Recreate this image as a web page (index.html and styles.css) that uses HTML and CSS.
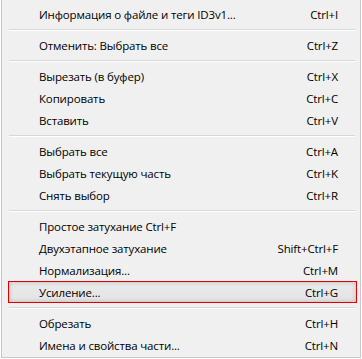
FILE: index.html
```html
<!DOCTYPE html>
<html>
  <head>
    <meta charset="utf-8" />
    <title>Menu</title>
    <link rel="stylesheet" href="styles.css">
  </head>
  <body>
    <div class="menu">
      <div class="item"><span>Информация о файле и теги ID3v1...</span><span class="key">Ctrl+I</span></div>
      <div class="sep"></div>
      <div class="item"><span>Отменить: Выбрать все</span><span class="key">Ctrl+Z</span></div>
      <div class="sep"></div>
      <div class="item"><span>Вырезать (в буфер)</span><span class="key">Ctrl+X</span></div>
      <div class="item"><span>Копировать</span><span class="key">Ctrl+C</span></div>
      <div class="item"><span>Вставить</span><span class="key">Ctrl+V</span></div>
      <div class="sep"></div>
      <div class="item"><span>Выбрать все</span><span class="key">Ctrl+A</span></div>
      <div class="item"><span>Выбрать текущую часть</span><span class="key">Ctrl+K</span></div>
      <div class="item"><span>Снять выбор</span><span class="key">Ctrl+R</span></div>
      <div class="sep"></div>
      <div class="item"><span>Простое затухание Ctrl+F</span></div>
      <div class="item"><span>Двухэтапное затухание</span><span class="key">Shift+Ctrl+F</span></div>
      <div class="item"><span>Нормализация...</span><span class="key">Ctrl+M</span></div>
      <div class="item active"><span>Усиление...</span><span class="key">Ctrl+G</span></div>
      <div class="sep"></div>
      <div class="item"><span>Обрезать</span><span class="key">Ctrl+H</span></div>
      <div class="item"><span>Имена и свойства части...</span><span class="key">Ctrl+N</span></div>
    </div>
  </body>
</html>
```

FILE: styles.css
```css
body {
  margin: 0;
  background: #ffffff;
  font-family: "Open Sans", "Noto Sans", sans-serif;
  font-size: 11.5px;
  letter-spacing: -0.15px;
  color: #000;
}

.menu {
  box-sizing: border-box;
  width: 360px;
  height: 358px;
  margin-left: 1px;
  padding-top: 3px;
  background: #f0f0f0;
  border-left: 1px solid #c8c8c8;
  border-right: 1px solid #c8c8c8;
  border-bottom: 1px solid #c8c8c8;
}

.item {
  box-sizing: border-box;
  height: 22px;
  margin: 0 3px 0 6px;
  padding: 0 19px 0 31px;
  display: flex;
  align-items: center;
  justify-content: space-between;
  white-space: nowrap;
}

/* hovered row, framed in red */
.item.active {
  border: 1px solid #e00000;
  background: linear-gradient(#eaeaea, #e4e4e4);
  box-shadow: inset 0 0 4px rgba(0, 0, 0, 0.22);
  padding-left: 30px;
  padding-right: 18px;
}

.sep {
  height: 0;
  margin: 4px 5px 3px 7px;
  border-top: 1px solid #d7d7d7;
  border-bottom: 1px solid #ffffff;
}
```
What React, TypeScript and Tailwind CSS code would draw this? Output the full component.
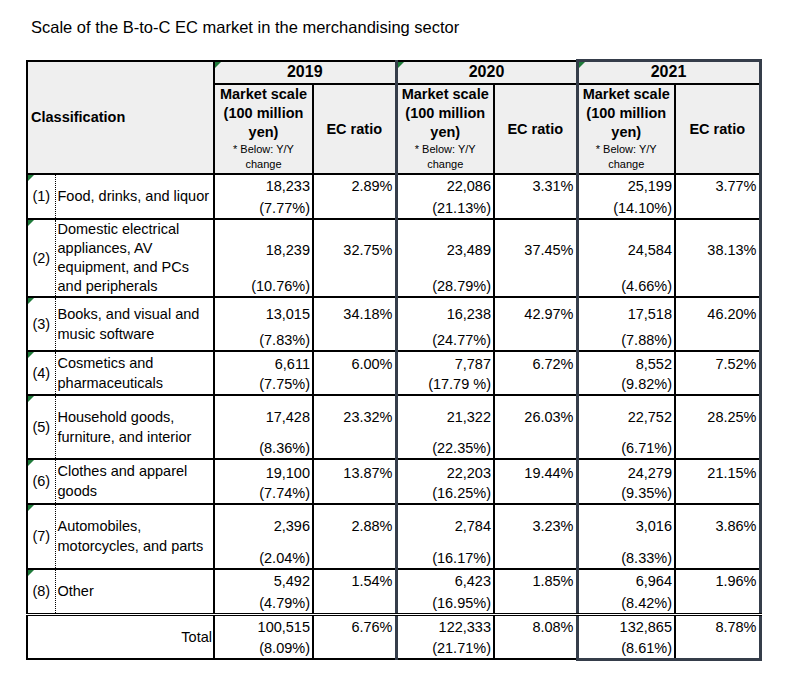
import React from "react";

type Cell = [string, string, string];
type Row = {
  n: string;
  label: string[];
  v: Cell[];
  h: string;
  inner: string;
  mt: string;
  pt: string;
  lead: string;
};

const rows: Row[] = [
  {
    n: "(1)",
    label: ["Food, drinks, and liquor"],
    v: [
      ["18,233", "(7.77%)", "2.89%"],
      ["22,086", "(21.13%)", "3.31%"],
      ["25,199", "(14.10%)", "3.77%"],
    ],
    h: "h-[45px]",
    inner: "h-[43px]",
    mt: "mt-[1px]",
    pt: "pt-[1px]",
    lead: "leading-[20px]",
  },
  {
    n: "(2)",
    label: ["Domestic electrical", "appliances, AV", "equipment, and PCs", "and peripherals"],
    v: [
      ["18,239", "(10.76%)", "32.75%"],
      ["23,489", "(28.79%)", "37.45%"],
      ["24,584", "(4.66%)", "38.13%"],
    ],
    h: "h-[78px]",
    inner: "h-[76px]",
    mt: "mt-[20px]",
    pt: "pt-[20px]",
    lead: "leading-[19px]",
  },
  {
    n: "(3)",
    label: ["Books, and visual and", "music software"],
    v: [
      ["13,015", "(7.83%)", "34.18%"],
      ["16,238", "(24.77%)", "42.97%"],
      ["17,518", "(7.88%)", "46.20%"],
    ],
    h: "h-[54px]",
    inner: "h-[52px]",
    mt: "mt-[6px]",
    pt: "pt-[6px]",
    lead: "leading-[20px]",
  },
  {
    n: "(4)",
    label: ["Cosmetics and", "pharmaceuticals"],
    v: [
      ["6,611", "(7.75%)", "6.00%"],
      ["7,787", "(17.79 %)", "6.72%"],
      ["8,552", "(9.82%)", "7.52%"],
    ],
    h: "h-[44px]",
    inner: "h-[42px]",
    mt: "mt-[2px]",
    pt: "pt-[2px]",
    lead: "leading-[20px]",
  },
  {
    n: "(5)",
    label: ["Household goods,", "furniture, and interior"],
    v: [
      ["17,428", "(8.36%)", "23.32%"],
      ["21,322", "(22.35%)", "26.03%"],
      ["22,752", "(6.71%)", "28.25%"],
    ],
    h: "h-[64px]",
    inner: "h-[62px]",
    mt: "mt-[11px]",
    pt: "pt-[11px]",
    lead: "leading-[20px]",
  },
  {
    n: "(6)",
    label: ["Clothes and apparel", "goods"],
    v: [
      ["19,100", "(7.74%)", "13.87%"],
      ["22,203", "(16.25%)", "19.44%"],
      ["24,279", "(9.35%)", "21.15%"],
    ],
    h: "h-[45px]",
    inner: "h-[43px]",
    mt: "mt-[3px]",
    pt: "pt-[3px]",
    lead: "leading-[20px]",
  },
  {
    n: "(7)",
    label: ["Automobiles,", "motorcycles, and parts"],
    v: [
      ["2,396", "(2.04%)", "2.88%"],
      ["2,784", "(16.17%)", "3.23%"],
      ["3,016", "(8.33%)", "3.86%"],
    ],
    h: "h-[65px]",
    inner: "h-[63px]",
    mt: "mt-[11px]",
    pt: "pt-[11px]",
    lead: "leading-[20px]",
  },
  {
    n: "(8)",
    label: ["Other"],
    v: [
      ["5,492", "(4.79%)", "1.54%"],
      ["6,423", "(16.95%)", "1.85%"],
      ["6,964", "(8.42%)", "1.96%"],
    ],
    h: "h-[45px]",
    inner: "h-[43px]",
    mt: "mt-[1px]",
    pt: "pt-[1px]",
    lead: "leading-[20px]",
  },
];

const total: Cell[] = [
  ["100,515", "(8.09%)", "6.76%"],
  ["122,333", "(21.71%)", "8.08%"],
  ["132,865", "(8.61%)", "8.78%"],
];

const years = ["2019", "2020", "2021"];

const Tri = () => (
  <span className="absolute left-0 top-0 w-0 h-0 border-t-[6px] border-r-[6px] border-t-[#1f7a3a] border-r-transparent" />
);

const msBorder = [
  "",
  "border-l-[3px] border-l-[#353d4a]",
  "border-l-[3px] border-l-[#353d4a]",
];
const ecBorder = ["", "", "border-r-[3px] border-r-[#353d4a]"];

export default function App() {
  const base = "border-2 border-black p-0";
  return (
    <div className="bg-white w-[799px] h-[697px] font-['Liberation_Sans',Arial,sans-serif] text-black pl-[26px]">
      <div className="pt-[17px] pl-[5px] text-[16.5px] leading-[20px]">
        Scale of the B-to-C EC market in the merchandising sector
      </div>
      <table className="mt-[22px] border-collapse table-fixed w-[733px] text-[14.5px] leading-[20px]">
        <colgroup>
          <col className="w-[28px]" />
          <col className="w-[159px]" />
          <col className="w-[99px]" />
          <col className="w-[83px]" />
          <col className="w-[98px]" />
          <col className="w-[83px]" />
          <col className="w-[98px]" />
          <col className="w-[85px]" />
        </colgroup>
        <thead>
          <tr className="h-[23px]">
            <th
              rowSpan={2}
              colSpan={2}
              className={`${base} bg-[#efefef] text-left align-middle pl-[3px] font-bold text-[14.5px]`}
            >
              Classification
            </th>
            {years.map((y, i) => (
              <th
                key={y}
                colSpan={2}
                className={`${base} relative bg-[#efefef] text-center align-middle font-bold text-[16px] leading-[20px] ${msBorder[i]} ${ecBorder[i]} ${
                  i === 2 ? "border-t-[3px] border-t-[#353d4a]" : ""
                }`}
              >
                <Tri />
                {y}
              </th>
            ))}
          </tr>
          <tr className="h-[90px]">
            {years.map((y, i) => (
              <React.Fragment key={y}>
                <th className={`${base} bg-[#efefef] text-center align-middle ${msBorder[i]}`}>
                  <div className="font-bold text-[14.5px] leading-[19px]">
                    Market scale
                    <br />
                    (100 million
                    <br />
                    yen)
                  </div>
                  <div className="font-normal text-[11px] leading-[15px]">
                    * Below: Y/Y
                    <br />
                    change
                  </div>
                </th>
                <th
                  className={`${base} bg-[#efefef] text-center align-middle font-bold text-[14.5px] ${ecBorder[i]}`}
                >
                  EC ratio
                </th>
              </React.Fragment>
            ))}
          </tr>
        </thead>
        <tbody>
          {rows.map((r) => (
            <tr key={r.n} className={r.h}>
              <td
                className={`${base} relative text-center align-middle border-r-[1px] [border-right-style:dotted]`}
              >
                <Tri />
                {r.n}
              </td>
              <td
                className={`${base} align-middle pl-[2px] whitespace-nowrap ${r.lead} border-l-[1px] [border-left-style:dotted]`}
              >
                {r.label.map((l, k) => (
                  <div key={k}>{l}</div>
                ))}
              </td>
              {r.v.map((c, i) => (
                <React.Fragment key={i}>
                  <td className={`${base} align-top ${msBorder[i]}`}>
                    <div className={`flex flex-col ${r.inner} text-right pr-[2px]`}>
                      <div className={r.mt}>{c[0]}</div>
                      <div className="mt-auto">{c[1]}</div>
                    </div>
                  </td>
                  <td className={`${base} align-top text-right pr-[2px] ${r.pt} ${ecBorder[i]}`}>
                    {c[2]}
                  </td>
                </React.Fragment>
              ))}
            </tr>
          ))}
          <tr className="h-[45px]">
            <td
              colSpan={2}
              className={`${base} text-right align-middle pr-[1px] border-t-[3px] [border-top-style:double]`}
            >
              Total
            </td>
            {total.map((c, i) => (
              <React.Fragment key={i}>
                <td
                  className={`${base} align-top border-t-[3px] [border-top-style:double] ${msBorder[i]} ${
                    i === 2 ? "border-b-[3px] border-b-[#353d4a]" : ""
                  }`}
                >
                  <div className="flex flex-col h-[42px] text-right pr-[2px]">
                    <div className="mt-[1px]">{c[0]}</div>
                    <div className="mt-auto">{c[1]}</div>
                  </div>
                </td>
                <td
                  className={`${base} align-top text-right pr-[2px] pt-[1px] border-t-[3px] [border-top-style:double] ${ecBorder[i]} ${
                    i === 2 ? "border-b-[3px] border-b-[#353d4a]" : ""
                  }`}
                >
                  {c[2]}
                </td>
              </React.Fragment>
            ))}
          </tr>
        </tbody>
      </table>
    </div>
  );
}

▶ [Job] Going through the data, tally the lines containing "React" and report only the result.

▶ [Solved exercise] 8